The Asians have it right. If there is any group that could make the case, it would be the Japanese forced into camps during world war 2, and yet in all my life, I have never once met a Japanese American still bitter over it. I have met blacks complaining about slavery, and American natives bitter about land, and even Mexicans bitter over Texas. But not one time, not once in all my life, met a Japanese bitter over it, and when you look at the statistics, Asians out perform White Male Americans in America. Lower unemployment, higher pay, higher levels of wealth.
Coincidence? I don't think so.
Note: I will ask other USMB members to post the links here to the "Reconciliation Villages" in Africa where they have successfully overcome the wounds of genocide to restore the integrity of their communities.
In some ways, they have come farther than people in the US who cannot forgive and overcome crimes and corruption here. So it is relative. You can say the genocide is more physically violent and militant there, than the "invisible" corporate and political genocide and oppression going on in America. But if we take the best solutions coming out of Africa and the U.S. maybe we can help each other and more countries that way. Every group has its strengths and weaknesses. From the viewpoint of other countries, the US may look the most messed up with all the freedoms we have, and yet we can't stop drunk driving, school shootings, or mental health problems with all the medical institutions and resources we have. We might look crazy to people in other countries who manage to do more with less.
Well that's part of the deal. Freedom, by it's very nature, means people may choose to use that freedom to do things we don't like.
The only way to make absolutely sure we don't have any of these issues, is to openly embrace big brother, and institute Orwellian system of mass government control.

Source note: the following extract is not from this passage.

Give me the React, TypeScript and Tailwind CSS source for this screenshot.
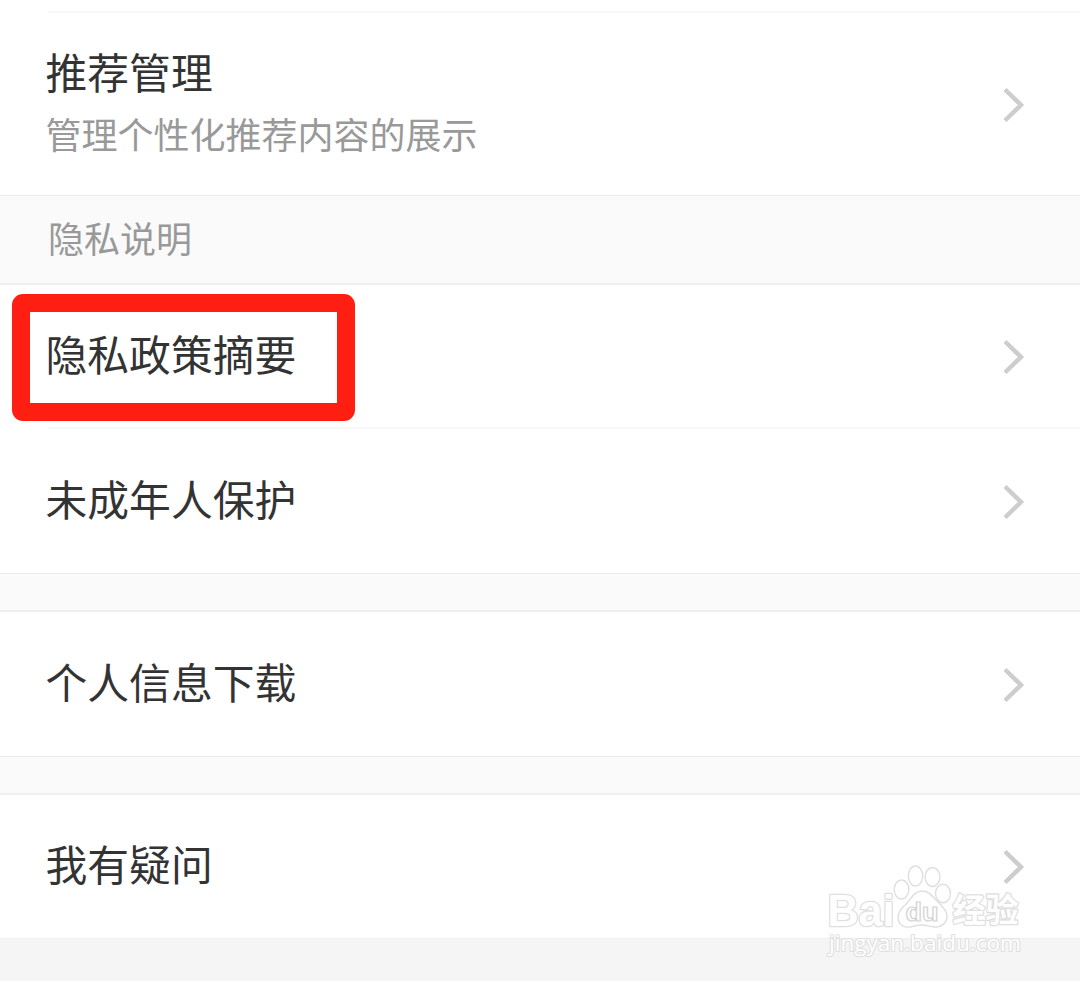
type RowProps = {
  title: string;
  desc?: string;
  height: string;
  highlighted?: boolean;
};

function Chevron() {
  return (
    <svg width="22" height="36" viewBox="0 0 22 36" fill="none" className="shrink-0">
      <path d="M2 2.5 L18 18 L2 33.5" stroke="#cdcdcd" strokeWidth="4.4" />
    </svg>
  );
}

function Row({ title, desc, height, highlighted }: RowProps) {
  return (
    <div className={`relative flex items-center justify-between pl-[45.5px] pr-[55px] ${height}`}>
      <div className={`flex flex-col ${desc ? 'pb-[4px]' : 'pb-[7px]'}`}>
        <span className="text-[41.8px] leading-[62px] text-[#333333]">{title}</span>
        {desc && <span className="text-[36px] leading-[62px] text-[#999999]">{desc}</span>}
      </div>
      <div className="pt-px">
        <Chevron />
      </div>
      {highlighted && (
        <div className="absolute left-[12px] top-[9px] h-[127px] w-[343px] rounded-[11px] border-[18px] border-[#ff1f12]" />
      )}
    </div>
  );
}

function Divider() {
  return <div className="ml-12 h-[2px] bg-[#f7f7f7]" />;
}

function Gap({ label }: { label?: string }) {
  return (
    <div
      className={`flex items-center border-b-2 border-t border-b-[#efefef] border-t-[#ebebeb] bg-[#fafafa] pl-12 ${label ? 'h-[90px]' : 'h-[39px]'}`}
    >
      {label && <span className="pb-[6px] text-[36px] leading-none text-[#999999]">{label}</span>}
    </div>
  );
}

function Watermark() {
  return (
    <svg
      width="220"
      height="120"
      viewBox="0 0 220 120"
      className="absolute left-[820px] top-[855px]"
      fill="#ffffff"
      stroke="#dfdfdf"
      strokeWidth="1.4"
    >
      <g strokeWidth="2.6" paintOrder="stroke" strokeLinejoin="round">
        <text x="7.5" y="71" fontSize="44" fontWeight="700" textLength="67" lengthAdjust="spacingAndGlyphs" fontFamily="Liberation Sans, sans-serif">
          Bai
        </text>
        <text x="132.5" y="67" fontSize="33" fontWeight="700" textLength="66" lengthAdjust="spacingAndGlyphs" fontFamily="Noto Sans CJK SC, sans-serif">
          经验
        </text>
      </g>
      <ellipse cx="81.5" cy="34.5" rx="7.3" ry="9.5" />
      <ellipse cx="95.5" cy="21" rx="7.2" ry="10" />
      <ellipse cx="112.5" cy="22" rx="7.4" ry="9.5" />
      <ellipse cx="123" cy="38.5" rx="7.5" ry="9.2" />
      <path d="M102 36 C95 36 92 42 88 47 C84 51 78 55 78 62 C78 69 83 73 90 72 C95 71 98 70 102 70 C106 70 110 72 115 72 C122 72 127 68 127 61 C127 55 121 50 117 46 C112 41 109 36 102 36 Z" />
      <text x="85.5" y="66" fontSize="25" fontWeight="700" textLength="33" lengthAdjust="spacingAndGlyphs" stroke="#d4d4d4" strokeWidth="1.2" fontFamily="Liberation Sans, sans-serif">
        du
      </text>
      <text x="9" y="96" fontSize="22" textLength="192" lengthAdjust="spacingAndGlyphs" strokeWidth="2.2" paintOrder="stroke" strokeLinejoin="round" fontFamily="Open Sans, sans-serif">
        jingyan.baidu.com
      </text>
    </svg>
  );
}

export default function App() {
  return (
    <div className="relative flex h-[981px] w-[1080px] flex-col overflow-hidden bg-white pt-[11px] font-['Noto_Sans_CJK_SC',sans-serif]">
      <Divider />
      <Row title="推荐管理" desc="管理个性化推荐内容的展示" height="h-[182px]" />
      <Gap label="隐私说明" />
      <Row title="隐私政策摘要" height="h-[142px]" highlighted />
      <Divider />
      <Row title="未成年人保护" height="h-[144px]" />
      <Gap />
      <Row title="个人信息下载" height="h-[144px]" />
      <Gap />
      <Row title="我有疑问" height="h-[143px]" />
      <div className="flex-1 border-t border-[#f0f0f0] bg-[#f5f5f5]" />
      <Watermark />
    </div>
  );
}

The only alternative to Orwellian Big Brother, is to have ridged enforcement of the existing laws. You can either have Big Brother, with cameras everywhere. Or you can have ridged enforcement. Singapore is in the very middle of some of the biggest drug trafficking lanes in the world, and yet if you look at drug crime statistics in Singapore, they have about... last i look 5 a year? 10 a year? How do that do that? They don't have big brother, with cameras in every house.
The way they do that, is by rigidly enforcing the law. They simply put criminals to death. You kill someone? You die. You deal drugs? You die. We used to have that in America, and shockingly crime was a fraction of what it is today. That's because we don't have that anymore. We give criminals, free education and career training, at tax payer expense.... and then you wonder why we can't stop drunk drivers?
With Mandela's trust commissions in South Africa, they have a better working system than we do for ending political violence after it happens.
Well Mandela is the perfect example of what I was talking about. He got out of prison and made no attempt to demand reparations, or anything.
When people boast that America is better than the poor places in Asia and Africa,
I bring up the mental illness and dependence on meds we have that other countries 'are too poor to have'
That's unavoidable too. Again, you can't prevent people from using the freedom our system gives them, to make choices that are not good for them. I think jumping out of an airplane is dumb. But people do it, and some die in the process. But when you have freedom, it means some people are going to choose to go out with an unintentional splat.